The idea behind the interest on excess reserves is that it would put a "floor" on short-term rates; banks would not be expected to lend to a higher-credit-risk counterparty at less than the 25-basis-point rate it could earn for lending to the Fed, which is a riskless counterparty.

And that certainly makes sense; however, there are plenty of nonbanks that would lend for less. The IOER is only available to "depositary institutions"--in other words, banks. It's not available to nonbank institutions that are significant lenders in the financial system, such as money market funds and government-sponsored enterprises (GSEs). "The IOER was providing a very leaky floor for the Fed to be relying on as a tool to raise rates. The core reason for that was because it was only available to a subset of counterparties, namely the banking system," said Potenza.
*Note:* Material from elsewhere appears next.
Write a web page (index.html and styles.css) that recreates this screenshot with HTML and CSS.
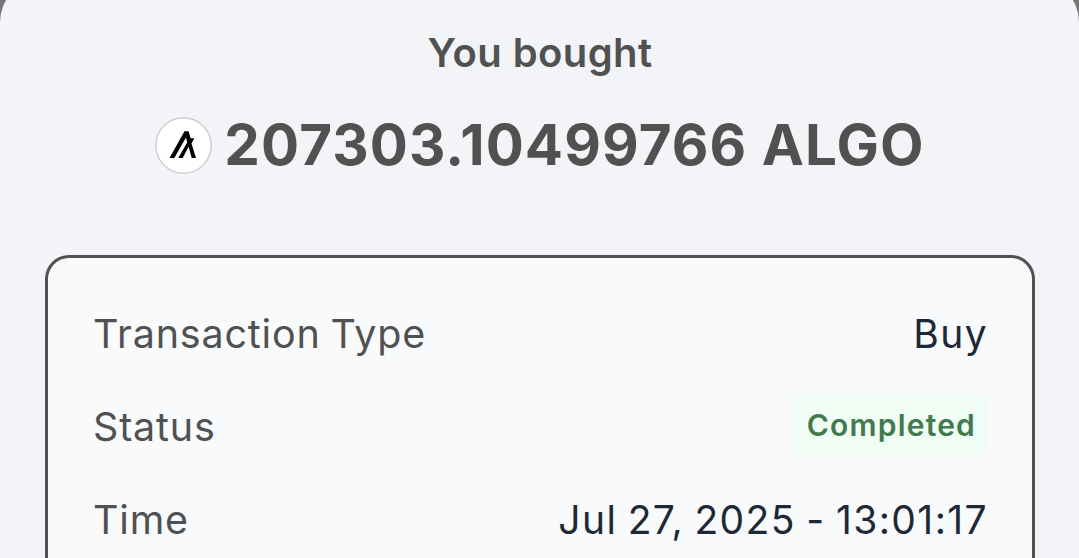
FILE: index.html
```html
<!DOCTYPE html>
<html lang="en">

<head>
    <title>Transaction Details</title>
    <meta charset="UTF-8">
    <meta name="viewport" content="width=device-width, initial-scale=1.0">
    <link rel="stylesheet" href="styles.css">
</head>

<body>
    <div class="sheet">
        <h1 class="title">You bought</h1>
        <div class="amount">
            <svg class="coin" viewBox="0 0 57 57">
                <circle cx="28.500" cy="28.500" r="27.700" fill="#fff" stroke="#c8c8c8" stroke-width="1.300" />
                <path d="M14.500 41L29.500 14.200H33.500L35.700 21.200H39.300L36.500 26.500L41 41H36.700L33.600 29.800L27.700 41H23.200L32.200 25.500L31 20.500L19.300 41Z" fill="#000" />
            </svg>
            <span>207303.10499766 ALGO</span>
        </div>
        <div class="details">
            <div class="row">
                <span class="label">Transaction Type</span>
                <span class="value">Buy</span>
            </div>
            <div class="row">
                <span class="label">Status</span>
                <span class="badge">Completed</span>
            </div>
            <div class="row">
                <span class="label">Time</span>
                <span class="value">Jul 27, 2025 - 13:01:17</span>
            </div>
        </div>
    </div>
</body>

</html>
```
FILE: styles.css
```css
* {
    margin: 0;
    padding: 0;
    box-sizing: border-box;
}

body {
    font-family: Inter, sans-serif;
    background-color: #777779;
    height: 558px;
    overflow: hidden;
}

.sheet {
    background-color: #f3f4f8;
    border-radius: 42px 42px 0 0;
    height: 578px;
    margin-top: -20px;
    padding: 49px 44px 0 45px;
}

.title {
    color: #505151;
    font-size: 40px;
    font-weight: 600;
    line-height: 48px;
    letter-spacing: 0.4px;
    text-align: center;
}

.amount {
    display: flex;
    align-items: center;
    justify-content: center;
    gap: 12px;
    margin-top: 32px;
    height: 72px;
    color: #505151;
    font-size: 56.5px;
    font-weight: 700;
    letter-spacing: 1.1px;
    white-space: nowrap;
}

.amount span {
    margin-top: -1px;
}

.coin {
    width: 57px;
    height: 57px;
}

.details {
    background-color: #f8fafc;
    border: 3px solid #505252;
    border-bottom: 0;
    border-radius: 24px 24px 0 0;
    height: 303px;
    margin-top: 74px;
    padding: 29px 45px 0;
}

.row {
    display: flex;
    align-items: center;
    justify-content: space-between;
    height: 93px;
    font-size: 39.5px;
    letter-spacing: 0.8px;
    word-spacing: -2px;
}

.label {
    color: #505151;
}

.value {
    color: #1e2836;
    font-size: 39px;
    letter-spacing: 1.4px;
    margin-right: -1px;
}

.badge {
    background-color: #f0fdf4;
    border-radius: 6px;
    color: #427a4d;
    font-size: 30px;
    font-weight: 600;
    letter-spacing: 1.2px;
    line-height: 60px;
    margin-bottom: 4px;
    padding: 0 11px 0 14px;
}
```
Reinforcing the Floor To address this problem, the Fed plans to use another tool known as overnight reverse repurchase agreements, or "reverse repos." In an overnight reverse repo operation, the Fed is essentially allowing nonbank counterparties (GSEs or money market funds, for example) to make collateralized loans to the Fed at a fixed interest rate.

In theory, reverse repos (RRPs) should work the same way as the IOER rate to set a floor under short-term interest rates, because they would discourage loans to riskier counterparties at less than the RRP rate. The RRPs, in combination with the IOER, should then, theoretically, reinforce the short-term rate floor.

Currently, this RRP program has an aggregate cap of $300 billion, but the Fed has indicated that it would be willing to expand the program if necessary. The key, according to Potenza, will be to supply RRPs in sufficient quantity. "If they don't size it right relative to the demand, it might not serve as the kind of firm floor that they were hoping for."